Submissions will now be accepted until Friday, June 30 at 11:59 PT! So head to our talk submission portal, OSEM and submit today!
Hopefully this will give previous speakers enough time to put something in and lead to a more diverse selection of content for our reviewers to sift through.
Need some suggestions on what to submit? Check our our blog post outlining this year’s categories and the initial Call for Proposals post.
Have any questions about your submission or want to volunteer with the conference? You can contact us via email at program@seagl.org, Mastodon, or Matrix.
Looking forward to seeing many of you this fall in Seattle or virtually world-wide!
Welcome to the 2023 SeaGL Call For Proposals! We’re always looking for new perspectives, and this year, we want to hear from you. Our Call for Papers closes on Wednesday May 31, 2023 Friday June 30, 2023.
How to submit
Go to our talk submission portal, OSEM, and create an account or log in with your account from previous years. Scroll down to the bottom of the page, and click Submit your proposal now
.
Fill in your talk title and abstract, without including biographical information. When you have submitted, you will be taken to a page called Proposals for SeaGL 2023, with a list of your talks. Click on the Edit
button, and add your bio, talk category, and difficulty, then click the Update proposal
button to save the details.
What we’re looking for
This year, we’re accepting both 20-minute and 50-minute talks from in-person and virtual presenters. We welcome uncommonly heard perspectives, and like to watch presenters get out of their comfort zone to apply lessons across technical disciplines. We also want to see submissions from first-time speakers and members of under-represented groups in tech.
For more information on talk topics and structure, go here.
What we expect from speakers
The SeaGL Code of Conduct applies to staff, presenters, volunteers, attendees, and sponsors alike. The content of your presentation, and your behaviour at the conference, must abide by the Code of Conduct.

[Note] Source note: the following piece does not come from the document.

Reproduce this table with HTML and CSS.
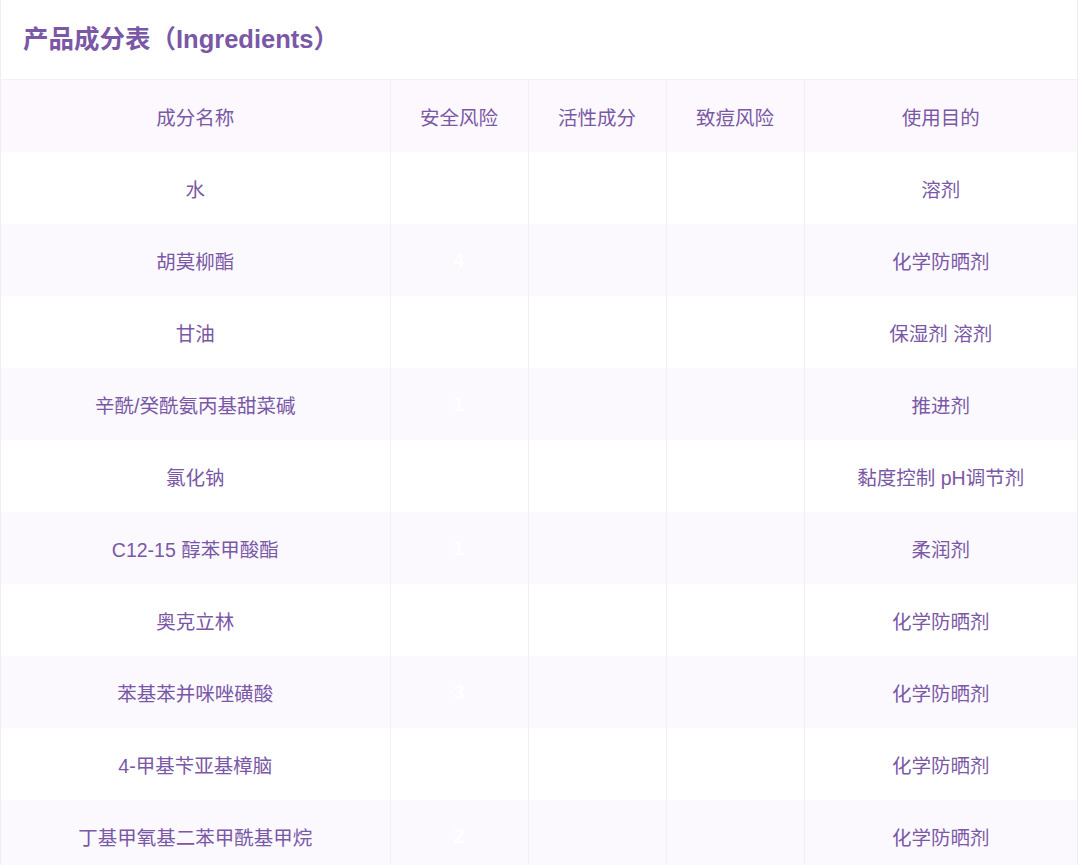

To present at SeaGL, you’ll need to be able to do one of the following:
- be in Seattle on November 3rd or 4th to present live;
- submit a pre-recorded video to us by October 1st, and optionally be available after your presentation for live Q&A;
- or be available to present via live-streaming on November 3rd and 4th, with a required technical check a week before.
Office Hours
SeaGL pioneered the idea of CfP Office Hours, so stay tuned for details. If you need help in the meantime, please email us at cfp-help@seagl.org, or join the General Discussion room in SeaGL’s Matrix channel.
Who we are
The Program Committee is the group responsible for selecting and scheduling all of the great talks you enjoy at SeaGL. This year, the Program Committee consists of:
- Dawn Cooper (chair)
- Atinuke ‘Bami’ Kayode
- Monica Ayhens-Madon
We operate using the SeaGL Program Committee Code of Practice.
If you need help, or want to volunteer with the Program Committee, you can contact us via email at program@seagl.org, Mastodon, or Matrix
If you’re thinking of submitting to SeaGL 2023, you’ve come to the right place to learn more! For details on how to submit, go here.
Talk Categories
We’re looking for talks related to open-source which fall broadly into the ten categories below. We’ve added examples of past talks for each to give you an idea of what we might be looking for.
If you have a great idea for a talk on open-source which doesn’t fit into these categories, then submit it under ‘Everything Else’.
- Community and Culture: Open-source hardware and software wouldn’t exist without the communities that build and maintain it. This category covers the open-source community and tech communities in general, as well as the cultural aspects of working with technology.
- Education: This category covers both the use of open-source software in education and technical education in general, from elementary school to university.
- Hardware: This category is for adventures in open-source hardware, whether it be about building your own or developing on top of projects created by others.
- Languages and Tools: This category is all about the languages and tools that we use in our day-to-day work. It covers everything from shell scripting to open-source languages such as Rust and Python, as well as tools built for the open-source ecosystem.
- Machine Learning and Big Data: Data isn’t just the domain of large tech companies. From open-source tools for machine learning to data management strategies, this category covers everything related to machine learning and big data.
- Open Source Careers: If you want to talk about building a career in open-source technology, or leveraging your experience with FLOSS communities in a work context, you’ve come to the right place. We welcome discussions on how FLOSS can benefit everyone from a career point of view.
- Performance Art: This category encompasses both performance art about the tech community, and art projects which are supported by open-source software. From stand-up comedy to generative art to knitting with software, we would love to see what you can come up with!
- Security and Privacy: Open-source communities have been at the forefront of security and privacy for many years. As well as securing your tech stack, talks in this category will look at the human side of security, and the privacy impacts of today’s tech ecosystem.
- Systems and Platforms: How does old-school systems administration fit into the IT industry of today? What do we need to do to run platform teams using open-source software? This category covers everything related to the systems and platforms on which we build, from systems architecture to DevOps to CI/CD.
- Everything Else: Have a great talk that doesn’t fit these categories? Submit it here!
What we are and aren’t looking for
SeaGL is a community-focused Free/Libre/Open-Source annual event in Seattle. Since 2020, we also broadcast all over the world virtually! We’re an independent bunch, but we still like to take care of each other.
We like to see specific introductions to open-source software, hardware, and tools, as well as technical deep-dives. Outside of technical talks, we welcome talks on FLOSS alternatives to big tech companies’ products, hacking for good, personal security and privacy, and open-source in non-tech domains such as education and art.
We are not looking for sponsored talks; you can take a look at our Sponsorship Prospectus for details on how to reach our attendees in other ways. As a small community event, our attendees tend to be university students, open source hobbyists and engineers, security professionals, technical writers, and more, skewing toward community rather than a corporate feel.